How do I report incorrect data?

Use the contact form and choose Data correction from the subject dropdown. In your message, please include:

  • The URL of the specific match or page where you found the error
  • What the current data shows
  • What you believe the correct data should be
  • A source link if you have one — the official league site, a reputable match report, or any public reference is useful

A source is helpful but not required — we verify every reported correction against primary records ourselves. Verified errors are corrected in the next data refresh, typically within 24 hours. We take data quality seriously: incorrect historical records persist on the site until someone points them out, so reporter eyes genuinely improve the site for everyone. If you would like to be credited in our changelog when a correction is applied, mention it in your message — though most people prefer to remain anonymous.

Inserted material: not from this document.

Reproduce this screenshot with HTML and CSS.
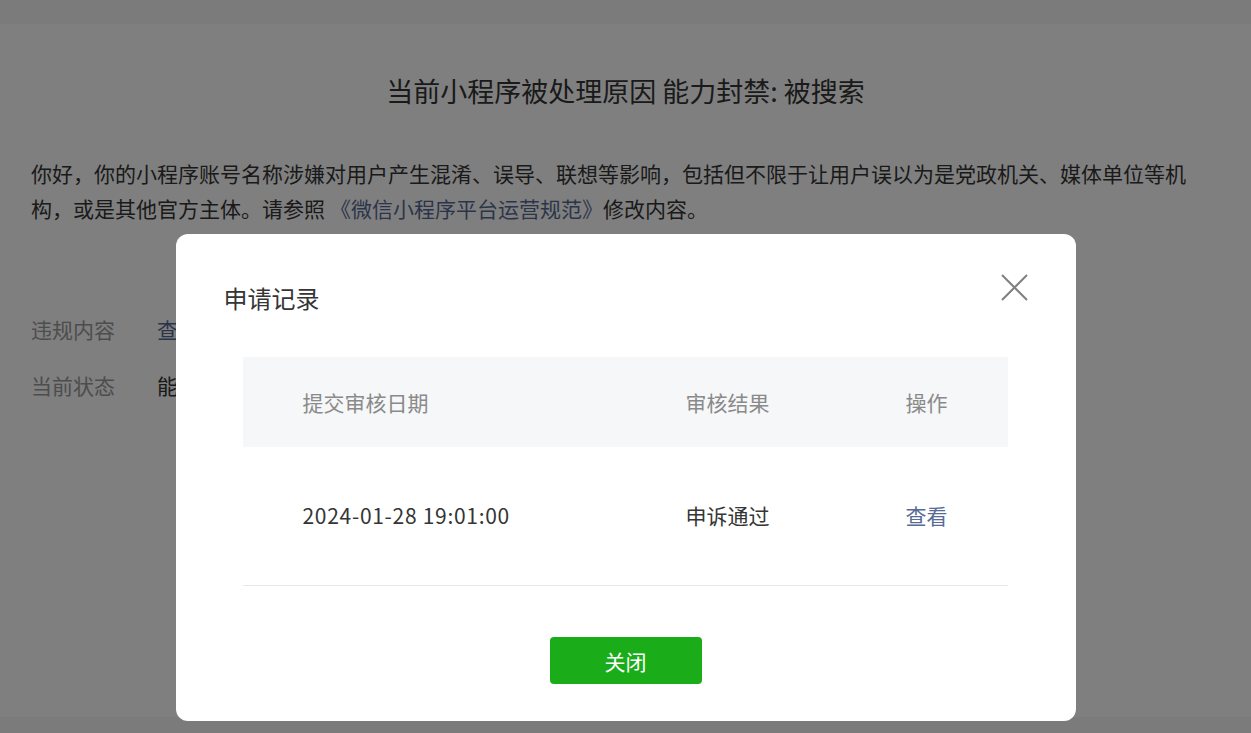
FILE: index.html
```html
<!DOCTYPE html>
<html lang="zh-CN">
<head>
    <meta charset="UTF-8">
    <meta name="viewport" content="width=device-width, initial-scale=1.0">
    <title>申请记录</title>
    <link rel="stylesheet" href="styles.css">
</head>
<body>

<div class="page">
    <h1 class="page-title">当前小程序被处理原因 能力封禁: 被搜索</h1>
    <p class="notice">你好，你的小程序账号名称涉嫌对用户产生混淆、误导、联想等影响，包括但不限于让用户误以为是党政机关、媒体单位等机构，或是其他官方主体。请参照<a class="link" href="#">《微信小程序平台运营规范》</a>修改内容。</p>

    <div class="info">
        <div class="info-row">
            <span class="info-label">违规内容</span>
            <a class="link" href="#">查看详情</a>
        </div>
        <div class="info-row">
            <span class="info-label">当前状态</span>
            <span class="info-value">能力封禁: 被搜索</span>
        </div>
    </div>
</div>

<!-- The Modal -->
<div class="mask">
    <div class="dialog">
        <span class="close">
            <svg width="27" height="27" viewBox="0 0 27 27">
                <path d="M1 1L26 26M26 1L1 26" stroke="#808080" stroke-width="2" fill="none"/>
            </svg>
        </span>
        <h2 class="dialog-title">申请记录</h2>

        <div class="record-table">
            <div class="record-head">
                <span>提交审核日期</span>
                <span>审核结果</span>
                <span>操作</span>
            </div>
            <div class="record-row">
                <span class="record-date">2024-01-28 19:01:00</span>
                <span>申诉通过</span>
                <a class="link" href="#">查看</a>
            </div>
        </div>

        <div class="dialog-foot">
            <button class="btn-primary">关闭</button>
        </div>
    </div>
</div>

</body>
</html>
```

FILE: styles.css
```css
body {
    margin: 0;
    background-color: #f6f6f6;
    font-family: "Noto Sans CJK SC", "Noto Sans", sans-serif;
    color: #353535;
}
.page {
    margin-top: 24px;
    height: 693px;
    background-color: #fff;
    padding: 47px 50px 0 31px;
    box-sizing: border-box;
}
.page-title {
    margin: 0;
    font-size: 27px;
    font-weight: normal;
    line-height: 40px;
    text-align: center;
    padding-left: 19px;
}
.notice {
    margin: 45px 0 0;
    font-size: 21px;
    line-height: 35px;
}
.notice .link {
    margin-left: 5px;
}
.link {
    color: #576b95;
    text-decoration: none;
}
.info {
    margin-top: 86px;
    font-size: 21px;
    line-height: 35px;
}
.info-row {
    display: flex;
    margin-bottom: 21px;
}
.info-label {
    width: 126px;
    color: #9a9a9a;
}

/* Modal styles */
.mask {
    position: fixed;
    left: 0;
    top: 0;
    width: 100%;
    height: 100%;
    background-color: rgba(0,0,0,0.5);
    display: flex;
    justify-content: center;
    align-items: flex-start;
}
.dialog {
    position: relative;
    margin-top: 234px;
    width: 900px;
    background-color: #fff;
    border-radius: 12px;
    padding: 46px 48px 37px;
    box-sizing: border-box;
}
.close {
    position: absolute;
    top: 40px;
    right: 48px;
    width: 27px;
    height: 27px;
    cursor: pointer;
}
.close svg {
    display: block;
}
.dialog-title {
    margin: 0;
    font-size: 24px;
    font-weight: normal;
    line-height: 36px;
    color: #353535;
}
.record-table {
    margin: 41px 20px 0 19px;
    font-size: 21px;
}
.record-head, .record-row {
    display: grid;
    grid-template-columns: 383px 220px 1fr;
    align-items: center;
    padding-left: 60px;
}
.record-head {
    height: 90px;
    background-color: #f6f7f9;
    color: #8a8a8a;
}
.record-row {
    height: 139px;
    padding-bottom: 3px;
    border-bottom: 1px solid #e7e7eb;
    box-sizing: border-box;
    color: #353535;
}
.record-date {
    letter-spacing: 0.7px;
}
.dialog-foot {
    margin-top: 51px;
    text-align: center;
}
.btn-primary {
    width: 152px;
    height: 47px;
    border: none;
    border-radius: 4px;
    background-color: #1aad19;
    color: #fff;
    font-family: inherit;
    font-size: 21px;
    cursor: pointer;
}
```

Why does the site show ads?

Advertising is how we cover the cost of running the site — VPS hosting, data access fees, SSL, bandwidth, and the development time required to keep the site accurate and maintained. Without a revenue source the site cannot exist, and we believe keeping it free with ads is a better deal for fans than putting content behind a paywall.

Google AdSense is our advertising provider. Ads appear in standard positions — above the main content, in the sidebar on wider screens, and between content sections — and are labelled "Sponsored" or "Ad" in accordance with AdSense policies. They do not appear mid-sentence or inside data tables. We do not take direct sponsorship from football clubs, betting companies, kit manufacturers, or media outlets that could compromise our editorial neutrality. We do not publish sponsored editorial content, paid-for match previews, or affiliate picks. The separation between our editorial data and commercial advertising is deliberate and non-negotiable. If you see an ad that appears offensive or misleading, you can report it to Google via the "Why this ad?" link on the ad unit itself.